In Hesher, Natalie Portman plays a sad-sack in mom-jeans whose greatest ambition is to secure 20 hours a week at the grocery store where she toils vacant-eyed and numb for 15 hours a week. That pathetic goal remains forever outside her grasp, however, so she asks Devin Brochu, a sad little boy she has befriended, what’s wrong with her. Is she not attractive enough to score five more hours a week? Is her personality somehow lacking? Beautiful movie stars often play forgettable-looking losers, but Hesher loudly broadcasts its contempt for verisimilitude in ways that go far beyond casting one of the most beautiful women in the world as a forgettable slip of a human being. Part of this is deliberate. Joseph Gordon-Levitt plays the title character as a trickster slacker-god with a sweet-ass van, a dude whose actions deliberately defy understanding. That’s ostensibly what makes him interesting. What’s everyone else’s excuse?

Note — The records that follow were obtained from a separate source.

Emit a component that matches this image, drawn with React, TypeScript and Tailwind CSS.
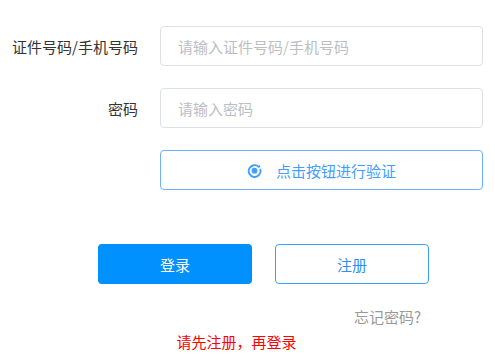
import React from "react";

function VerifyIcon() {
  return (
    <svg width="15" height="15" viewBox="0 0 16 16" fill="none">
      <path d="M12.6 4.2 A6.3 6.3 0 1 0 14.2 7" stroke="#409eff" strokeWidth="2" strokeLinecap="round" fill="none" />
      <circle cx="8" cy="8.2" r="3.1" fill="#409eff" />
      <circle cx="13.2" cy="3.4" r="1.1" fill="#409eff" />
    </svg>
  );
}

export default function App() {
  const font = { fontFamily: '"Noto Sans CJK SC", "Microsoft YaHei", sans-serif' };
  return (
    <div className="w-[495px] h-[360px] bg-white text-[15px] leading-none" style={font}>
      <div className="pt-[26px] flex flex-col gap-[22px]">
        <div className="flex items-center h-[40px]">
          <div className="w-[138px] text-right text-[#333]">证件号码/手机号码</div>
          <div className="ml-[22px] w-[323px] h-[40px] border border-[#dcdfe6] rounded-[4px] flex items-center px-[17px] text-[#bbbec4]">
            请输入证件号码/手机号码
          </div>
        </div>
        <div className="flex items-center h-[40px]">
          <div className="w-[138px] text-right text-[#333]">密码</div>
          <div className="ml-[22px] w-[323px] h-[40px] border border-[#dcdfe6] rounded-[4px] flex items-center px-[17px] text-[#bbbec4]">
            请输入密码
          </div>
        </div>
        <div className="flex items-center h-[40px]">
          <div className="ml-[160px] w-[323px] h-[40px] border border-[#6cb0ff] rounded-[4px] flex items-center justify-center gap-[14px] text-[#409eff]">
            <VerifyIcon />
            <span>点击按钮进行验证</span>
          </div>
        </div>
      </div>
      <div className="mt-[54px] flex gap-[23px] pl-[98px]">
        <div className="w-[154px] h-[40px] rounded-[4px] bg-[#0091ff] text-white flex items-center justify-center">登录</div>
        <div className="w-[154px] h-[40px] rounded-[4px] border border-[#3c9cff] text-[#2f8ff5] bg-white flex items-center justify-center">注册</div>
      </div>
      <div className="mt-[25px] flex justify-end pr-[74px] text-[#999]">忘记密码?</div>
      <div className="mt-[10px] flex justify-center pl-[-1px] text-[#ff0000]">
        <span className="ml-[-22px]">请先注册，再登录</span>
      </div>
    </div>
  );
}
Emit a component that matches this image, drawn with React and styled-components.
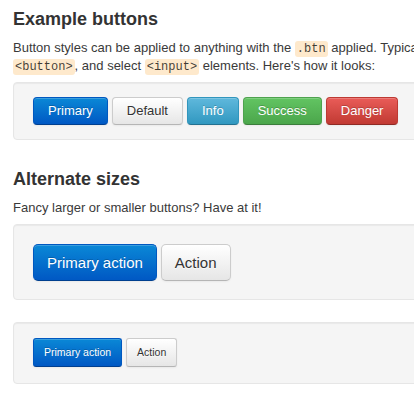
import React from 'react';
import styled, { createGlobalStyle, css } from 'styled-components';

const GlobalStyle = createGlobalStyle`
  html, body {
    margin: 0;
    padding: 0;
    background: #fff;
    overflow: hidden;
  }
  body {
    font-family: "Liberation Sans", Arial, sans-serif;
    font-size: 13px;
    line-height: 18px;
    color: #333;
  }
`;

const Page = styled.div`
  width: 620px;
  padding: 8px 0 0 13px;
`;

const Section = styled.section`
  margin-bottom: 28px;
`;

const Heading = styled.h2`
  margin: 0 0 9px;
  font-size: 18px;
  line-height: 22px;
  font-weight: bold;
  color: #333;
`;

const Lead = styled.p`
  margin: 0 0 7px;
  white-space: nowrap;
  color: #3a3a3a;
`;

const Code = styled.code`
  font-family: "Liberation Mono", "Courier New", monospace;
  font-size: 12px;
  line-height: 12px;
  padding: 1px 2px;
  background-color: #fee9cc;
  color: rgba(0, 0, 0, 0.75);
  border-radius: 3px;
`;

const Well = styled.div`
  display: flex;
  align-items: center;
  gap: 4px;
  padding: ${(p) => p.$pad || '14px 19px'};
  margin-bottom: ${(p) => p.$gap || 0}px;
  background-color: #f5f5f5;
  border: 1px solid #e6e6e6;
  border-radius: 4px;
  box-shadow: inset 0 1px 1px rgba(0, 0, 0, 0.05);
`;

const variants = {
  primary: css`
    color: #fff;
    background-image: linear-gradient(to bottom, #0a88d6, #0058c4);
    border-color: #0058c0 #0058c0 #003f8f;
  `,
  info: css`
    color: #fff;
    background-image: linear-gradient(to bottom, #5fb8dc, #3198c0);
    border-color: #3196bd #3196bd #237190;
  `,
  success: css`
    color: #fff;
    background-image: linear-gradient(to bottom, #62c462, #4ba64b);
    border-color: #4ea24e #4ea24e #3b7d3b;
  `,
  danger: css`
    color: #fff;
    background-image: linear-gradient(to bottom, #e95c58, #c13a33);
    border-color: #bd3a33 #bd3a33 #8f2a24;
  `,
  default: css`
    color: #333;
    text-shadow: 0 1px 1px rgba(255, 255, 255, 0.75);
    background-image: linear-gradient(to bottom, #ffffff, #e6e6e6);
    border-color: #ccc #ccc #b5b5b5;
  `,
};

const sizes = {
  large: css`
    padding: 9px 13px;
    font-size: 15px;
    line-height: 17px;
    border-radius: 5px;
  `,
  base: css`
    padding: 5px 14px 6px;
    font-size: 13px;
    line-height: 15px;
    border-radius: 4px;
  `,
  small: css`
    padding: 7px 10px;
    font-size: 10.5px;
    line-height: 13px;
    border-radius: 3px;
  `,
};

const Button = styled.button`
  display: inline-block;
  font-family: "Liberation Sans", Arial, sans-serif;
  border: 1px solid;
  cursor: pointer;
  white-space: nowrap;
  text-shadow: 0 -1px 0 rgba(0, 0, 0, 0.2);
  box-shadow: inset 0 1px 0 rgba(255, 255, 255, 0.2), 0 1px 2px rgba(0, 0, 0, 0.05);
  ${(p) => sizes[p.$size || 'base']};
  ${(p) => variants[p.$variant || 'default']};
`;

export default function App() {
  return (
    <>
      <GlobalStyle />
      <Page>
        <Section>
          <Heading>Example buttons</Heading>
          <Lead>
            Button styles can be applied to anything with the <Code>.btn</Code> applied. Typically
            you'll want to apply these to only <Code>&lt;a&gt;</Code> and
            <br />
            <Code>&lt;button&gt;</Code>, and select <Code>&lt;input&gt;</Code> elements. Here's how it
            looks:
          </Lead>
          <Well>
            <Button $variant="primary">Primary</Button>
            <Button>Default</Button>
            <Button $variant="info">Info</Button>
            <Button $variant="success">Success</Button>
            <Button $variant="danger">Danger</Button>
          </Well>
        </Section>
        <Section>
          <Heading>Alternate sizes</Heading>
          <Lead>Fancy larger or smaller buttons? Have at it!</Lead>
          <Well $pad="19px 19px 18px" $gap={22}>
            <Button $variant="primary" $size="large">Primary action</Button>
            <Button $size="large">Action</Button>
          </Well>
          <Well $pad="15px 19px 16px">
            <Button $variant="primary" $size="small">Primary action</Button>
            <Button $size="small">Action</Button>
          </Well>
        </Section>
      </Page>
    </>
  );
}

In a performance that makes excessive demands on his rock-star charisma and offbeat sexuality, Gordon-Levitt plays a mysterious drifter who perambulates forcefully into the lives of Brochu; haunted, pill-popping dad Rainn Wilson; and grandmother Piper Laurie. Then he refuses to leave. In a sour realm ruled by inertia and apathy, Gordon-Levitt functions as a catalyst and inveterate upsetter, even though his ambitions and motivations remain cryptic.
What does he want? Where does he come from? Director Spencer Susser appears too intoxicated by the title character to risk peering beyond the enigmatic surface for fear of losing some of his mystery, as mystery is all Hesher has. The film stacks the deck by making everyone around Gordon-Levitt so sad and gray that he can’t help but pop with color and life by comparison; he’s pure sex, but it’d take more than his aggressive swagger to rouse the film from its despondent stupor. A single image defines Hesher’s busy emptiness: Brochu and Portman looking on glumly as Gordon-Levitt jumps from a flaming trampoline into a stranger’s pool. It’s all quirk, posturing, attitude, and needless exertion signifying nothing beyond its own sad need to impress.